すれ違う人々は皆、慌ただしく目的地に向かって走ったり歩いたり。王宮の朝はいつもこんな感じなのだろうかと、なんだか日本の朝市を思い出した。
「お、ここだな」
王宮の正門から見て左側、仕入れの人々のために用意された通称「西門」より更に奥。西と北を区切っているちょっとした林の、すぐ隣に建っている馬鹿でかい建物。
赤茶の煉瓦で造られたその建物は二階建で、書物を扱うせいか煙突はなく、窓も少ない。蔦でも巻きつければちょっとしたお化け屋敷になりそうな、おどろおどろしい陰気さを纏っている。
……うん、ジゼルが言っていた特徴と一致するな。
これが俺の働く「王宮書庫」だ。
さて、晴れて今日が就業初日。
念のため、鉄製の扉をノックする。それから挨拶。その辺の常識は世界が変わっても同じだろう。

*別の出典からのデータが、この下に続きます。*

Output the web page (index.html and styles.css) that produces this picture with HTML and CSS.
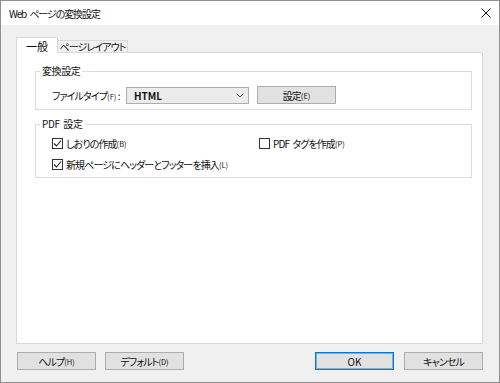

「すみませーん、今日からお世話になります瀬戸と申しますが」
「あー、はい、どうぞー」
二回のノックと挨拶の後、扉の向こうから聞こえた声に、俺はひとまず安堵する。どうやら中にいるのは男性らしい。
エリノアから「先任がいる」とは聞いていたので、詳細は彼から聞けということだろう。
「失礼します」
扉を開けて中に入る。
……と、そこにいたのは、
「どうも、王宮専属魔術研究所所員のルドルフ・プレストンです」
「本が喋ってる!」
薄暗い部屋の中、大量にある本棚と本棚の間、雪崩を起こしたらしい大量の書物に埋まっている男だった。